Retype only the lines below from the one with "Write a component" to the one with "import React from", inclusive, skipping every image.

--- Extracted records ---
____

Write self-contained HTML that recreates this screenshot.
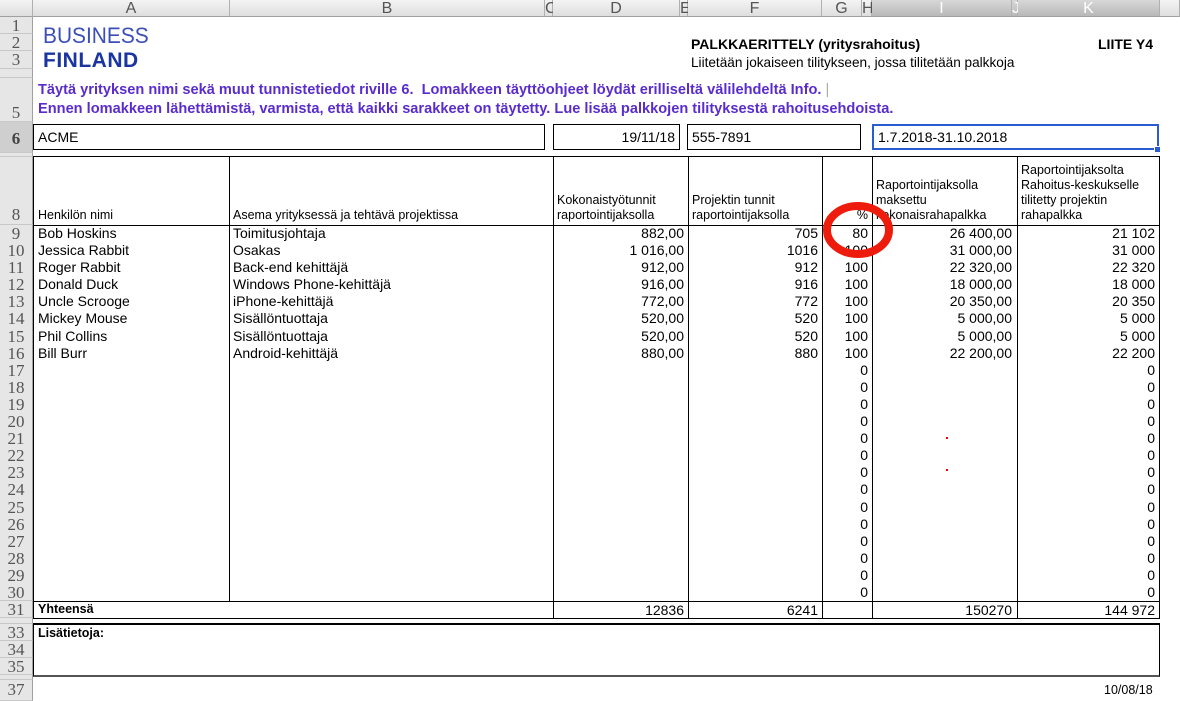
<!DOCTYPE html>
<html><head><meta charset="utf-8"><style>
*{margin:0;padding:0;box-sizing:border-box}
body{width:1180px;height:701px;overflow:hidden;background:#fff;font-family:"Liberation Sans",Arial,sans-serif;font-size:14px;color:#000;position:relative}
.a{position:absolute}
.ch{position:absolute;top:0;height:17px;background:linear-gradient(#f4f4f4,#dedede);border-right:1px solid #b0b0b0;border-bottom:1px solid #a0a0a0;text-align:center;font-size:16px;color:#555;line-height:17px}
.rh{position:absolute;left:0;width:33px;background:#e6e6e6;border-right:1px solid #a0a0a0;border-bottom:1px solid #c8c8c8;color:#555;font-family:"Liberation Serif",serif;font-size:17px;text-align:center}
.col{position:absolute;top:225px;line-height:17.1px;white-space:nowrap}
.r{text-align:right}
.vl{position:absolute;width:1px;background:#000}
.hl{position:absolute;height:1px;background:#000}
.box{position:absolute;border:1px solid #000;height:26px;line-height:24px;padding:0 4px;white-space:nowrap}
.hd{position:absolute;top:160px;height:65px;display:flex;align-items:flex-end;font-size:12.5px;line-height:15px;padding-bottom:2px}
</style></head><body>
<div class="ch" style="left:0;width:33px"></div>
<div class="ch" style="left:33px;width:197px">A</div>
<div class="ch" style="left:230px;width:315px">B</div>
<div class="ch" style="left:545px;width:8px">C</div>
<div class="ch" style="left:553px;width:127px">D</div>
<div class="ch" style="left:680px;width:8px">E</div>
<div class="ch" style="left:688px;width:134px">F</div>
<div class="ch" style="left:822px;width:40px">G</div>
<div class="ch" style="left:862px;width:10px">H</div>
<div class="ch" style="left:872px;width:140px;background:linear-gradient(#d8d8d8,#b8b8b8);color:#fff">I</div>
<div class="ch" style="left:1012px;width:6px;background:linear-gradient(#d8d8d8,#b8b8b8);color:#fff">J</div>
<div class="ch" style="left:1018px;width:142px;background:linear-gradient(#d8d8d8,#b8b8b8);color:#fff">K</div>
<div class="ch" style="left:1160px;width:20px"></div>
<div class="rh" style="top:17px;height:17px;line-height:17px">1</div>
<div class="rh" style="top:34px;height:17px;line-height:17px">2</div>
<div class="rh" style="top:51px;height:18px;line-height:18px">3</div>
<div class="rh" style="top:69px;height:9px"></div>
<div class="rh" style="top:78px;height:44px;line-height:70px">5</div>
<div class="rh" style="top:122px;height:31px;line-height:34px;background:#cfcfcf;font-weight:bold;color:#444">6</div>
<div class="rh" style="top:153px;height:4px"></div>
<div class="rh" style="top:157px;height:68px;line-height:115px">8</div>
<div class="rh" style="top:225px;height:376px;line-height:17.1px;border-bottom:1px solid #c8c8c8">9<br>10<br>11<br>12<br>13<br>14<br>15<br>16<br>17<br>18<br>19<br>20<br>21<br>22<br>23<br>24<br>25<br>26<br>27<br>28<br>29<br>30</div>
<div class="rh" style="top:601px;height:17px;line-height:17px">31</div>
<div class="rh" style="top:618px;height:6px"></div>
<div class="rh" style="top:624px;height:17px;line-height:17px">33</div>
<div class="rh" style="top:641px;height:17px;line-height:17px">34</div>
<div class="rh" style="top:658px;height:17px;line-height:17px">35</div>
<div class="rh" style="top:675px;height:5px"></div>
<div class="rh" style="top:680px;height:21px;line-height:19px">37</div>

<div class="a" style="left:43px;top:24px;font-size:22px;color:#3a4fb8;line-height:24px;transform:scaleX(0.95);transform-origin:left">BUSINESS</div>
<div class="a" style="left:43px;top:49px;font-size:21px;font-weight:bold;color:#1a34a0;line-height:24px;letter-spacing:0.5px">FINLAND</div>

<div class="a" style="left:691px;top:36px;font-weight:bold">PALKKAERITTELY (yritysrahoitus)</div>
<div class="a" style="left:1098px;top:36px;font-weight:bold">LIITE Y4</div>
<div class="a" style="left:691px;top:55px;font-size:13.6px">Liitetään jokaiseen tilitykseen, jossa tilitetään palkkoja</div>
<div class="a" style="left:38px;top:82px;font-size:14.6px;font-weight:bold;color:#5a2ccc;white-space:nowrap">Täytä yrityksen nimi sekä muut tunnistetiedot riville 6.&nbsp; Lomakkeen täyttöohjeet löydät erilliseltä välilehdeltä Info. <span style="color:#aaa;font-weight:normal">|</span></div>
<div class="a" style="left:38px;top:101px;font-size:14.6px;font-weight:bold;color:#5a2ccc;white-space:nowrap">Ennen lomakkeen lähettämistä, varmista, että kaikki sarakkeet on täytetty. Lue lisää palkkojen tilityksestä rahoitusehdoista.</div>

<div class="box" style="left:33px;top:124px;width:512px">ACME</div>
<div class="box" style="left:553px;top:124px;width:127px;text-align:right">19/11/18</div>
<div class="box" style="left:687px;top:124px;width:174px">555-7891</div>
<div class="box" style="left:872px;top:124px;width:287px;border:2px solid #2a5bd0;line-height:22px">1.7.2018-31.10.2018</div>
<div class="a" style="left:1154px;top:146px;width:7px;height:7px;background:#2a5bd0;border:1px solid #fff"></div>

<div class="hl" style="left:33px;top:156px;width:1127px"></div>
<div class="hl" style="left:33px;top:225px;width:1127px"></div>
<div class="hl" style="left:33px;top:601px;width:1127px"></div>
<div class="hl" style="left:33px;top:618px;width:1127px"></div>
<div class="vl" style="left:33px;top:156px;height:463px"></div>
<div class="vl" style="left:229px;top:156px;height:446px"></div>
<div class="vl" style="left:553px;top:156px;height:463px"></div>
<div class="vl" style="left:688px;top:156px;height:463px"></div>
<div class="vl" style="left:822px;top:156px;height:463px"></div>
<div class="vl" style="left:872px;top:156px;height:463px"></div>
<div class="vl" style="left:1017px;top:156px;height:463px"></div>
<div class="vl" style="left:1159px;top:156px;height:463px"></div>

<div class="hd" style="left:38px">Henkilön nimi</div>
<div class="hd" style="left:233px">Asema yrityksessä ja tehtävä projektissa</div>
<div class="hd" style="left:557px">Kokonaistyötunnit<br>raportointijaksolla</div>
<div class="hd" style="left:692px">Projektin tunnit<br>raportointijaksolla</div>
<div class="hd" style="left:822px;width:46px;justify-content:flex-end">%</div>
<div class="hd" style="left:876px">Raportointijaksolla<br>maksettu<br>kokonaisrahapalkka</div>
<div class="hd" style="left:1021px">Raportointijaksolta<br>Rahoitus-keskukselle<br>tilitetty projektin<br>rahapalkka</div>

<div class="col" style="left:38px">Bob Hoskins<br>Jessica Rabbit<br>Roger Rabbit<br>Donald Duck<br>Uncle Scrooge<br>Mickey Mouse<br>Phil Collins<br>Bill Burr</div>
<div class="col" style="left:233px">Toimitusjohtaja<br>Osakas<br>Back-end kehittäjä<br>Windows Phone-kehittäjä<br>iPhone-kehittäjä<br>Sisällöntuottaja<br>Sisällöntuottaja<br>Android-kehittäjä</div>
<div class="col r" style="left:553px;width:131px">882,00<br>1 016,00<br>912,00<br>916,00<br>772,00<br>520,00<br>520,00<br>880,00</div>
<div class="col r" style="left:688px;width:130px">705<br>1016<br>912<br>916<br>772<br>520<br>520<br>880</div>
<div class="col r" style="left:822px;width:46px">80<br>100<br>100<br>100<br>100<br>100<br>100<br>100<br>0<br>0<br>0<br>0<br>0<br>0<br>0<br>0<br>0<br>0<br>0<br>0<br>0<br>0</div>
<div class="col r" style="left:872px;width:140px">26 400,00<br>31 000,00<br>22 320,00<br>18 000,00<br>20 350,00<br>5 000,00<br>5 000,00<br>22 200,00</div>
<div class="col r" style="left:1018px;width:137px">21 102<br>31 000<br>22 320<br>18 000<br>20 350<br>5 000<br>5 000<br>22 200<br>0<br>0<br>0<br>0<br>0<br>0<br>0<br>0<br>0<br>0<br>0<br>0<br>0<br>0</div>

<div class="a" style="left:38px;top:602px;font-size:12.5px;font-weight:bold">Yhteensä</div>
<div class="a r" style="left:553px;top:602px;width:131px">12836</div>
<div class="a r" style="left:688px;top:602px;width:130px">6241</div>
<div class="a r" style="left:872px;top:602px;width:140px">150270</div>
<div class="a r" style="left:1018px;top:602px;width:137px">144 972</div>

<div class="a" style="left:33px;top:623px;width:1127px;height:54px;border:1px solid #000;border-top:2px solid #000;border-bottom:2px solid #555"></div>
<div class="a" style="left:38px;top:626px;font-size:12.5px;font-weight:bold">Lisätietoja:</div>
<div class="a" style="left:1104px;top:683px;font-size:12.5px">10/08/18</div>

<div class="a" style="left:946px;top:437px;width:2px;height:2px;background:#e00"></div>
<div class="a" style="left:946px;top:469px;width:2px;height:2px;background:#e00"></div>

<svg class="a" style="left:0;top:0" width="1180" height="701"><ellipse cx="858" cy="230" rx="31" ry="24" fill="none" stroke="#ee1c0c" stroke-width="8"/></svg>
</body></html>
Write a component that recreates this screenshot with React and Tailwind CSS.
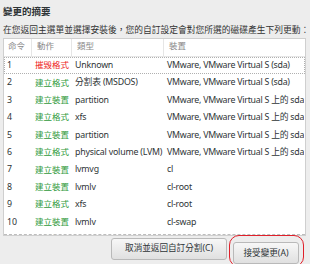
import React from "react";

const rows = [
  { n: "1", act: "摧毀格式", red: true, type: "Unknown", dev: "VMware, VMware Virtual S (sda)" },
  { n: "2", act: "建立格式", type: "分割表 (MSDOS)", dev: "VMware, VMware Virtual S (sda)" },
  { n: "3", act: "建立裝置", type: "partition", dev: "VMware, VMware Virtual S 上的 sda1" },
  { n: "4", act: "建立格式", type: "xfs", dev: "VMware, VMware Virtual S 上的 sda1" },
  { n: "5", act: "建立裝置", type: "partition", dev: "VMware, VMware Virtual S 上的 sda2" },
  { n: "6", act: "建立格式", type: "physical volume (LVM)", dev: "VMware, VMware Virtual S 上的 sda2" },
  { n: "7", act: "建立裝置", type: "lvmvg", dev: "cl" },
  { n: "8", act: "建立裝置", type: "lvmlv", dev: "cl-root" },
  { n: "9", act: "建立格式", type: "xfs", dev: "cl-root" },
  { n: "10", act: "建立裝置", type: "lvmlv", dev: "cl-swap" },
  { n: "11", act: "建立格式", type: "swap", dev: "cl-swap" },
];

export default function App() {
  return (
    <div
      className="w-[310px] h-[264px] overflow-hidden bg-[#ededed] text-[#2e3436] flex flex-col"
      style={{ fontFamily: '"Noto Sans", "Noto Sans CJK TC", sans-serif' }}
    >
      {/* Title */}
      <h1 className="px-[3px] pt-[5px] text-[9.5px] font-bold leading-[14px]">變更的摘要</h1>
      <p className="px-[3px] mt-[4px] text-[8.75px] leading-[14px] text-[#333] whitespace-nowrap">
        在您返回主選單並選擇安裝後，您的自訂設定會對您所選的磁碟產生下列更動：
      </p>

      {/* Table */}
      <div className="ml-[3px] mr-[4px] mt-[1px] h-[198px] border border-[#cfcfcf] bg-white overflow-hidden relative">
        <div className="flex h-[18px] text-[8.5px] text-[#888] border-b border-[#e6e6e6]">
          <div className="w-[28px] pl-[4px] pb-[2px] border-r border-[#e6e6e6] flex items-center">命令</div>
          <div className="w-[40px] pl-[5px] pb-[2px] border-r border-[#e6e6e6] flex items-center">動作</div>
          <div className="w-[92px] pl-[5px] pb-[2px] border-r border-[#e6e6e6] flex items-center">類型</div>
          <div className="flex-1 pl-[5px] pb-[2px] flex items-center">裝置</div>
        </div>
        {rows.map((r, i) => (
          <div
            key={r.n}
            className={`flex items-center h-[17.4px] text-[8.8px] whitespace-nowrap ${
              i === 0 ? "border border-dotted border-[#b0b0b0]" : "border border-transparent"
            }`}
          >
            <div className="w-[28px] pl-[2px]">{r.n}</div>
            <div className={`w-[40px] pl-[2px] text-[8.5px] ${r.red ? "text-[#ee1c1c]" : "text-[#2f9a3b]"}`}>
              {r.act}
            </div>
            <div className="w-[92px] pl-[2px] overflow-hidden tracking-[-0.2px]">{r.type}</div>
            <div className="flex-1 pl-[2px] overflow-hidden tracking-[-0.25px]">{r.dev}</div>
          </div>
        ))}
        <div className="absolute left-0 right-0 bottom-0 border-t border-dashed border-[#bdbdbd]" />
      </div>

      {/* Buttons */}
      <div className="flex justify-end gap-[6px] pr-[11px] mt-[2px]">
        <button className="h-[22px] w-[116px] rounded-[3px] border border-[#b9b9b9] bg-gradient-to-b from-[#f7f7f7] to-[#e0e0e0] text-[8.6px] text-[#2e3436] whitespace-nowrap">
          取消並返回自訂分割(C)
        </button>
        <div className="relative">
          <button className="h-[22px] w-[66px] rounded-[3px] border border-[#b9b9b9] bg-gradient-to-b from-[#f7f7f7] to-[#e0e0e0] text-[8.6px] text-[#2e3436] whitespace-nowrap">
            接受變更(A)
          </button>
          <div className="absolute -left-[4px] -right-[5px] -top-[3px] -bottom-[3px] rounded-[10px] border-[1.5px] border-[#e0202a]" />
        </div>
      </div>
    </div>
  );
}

____

--- Solution to this task ---
Write a component that recreates this screenshot with React and Tailwind CSS.
import React from "react";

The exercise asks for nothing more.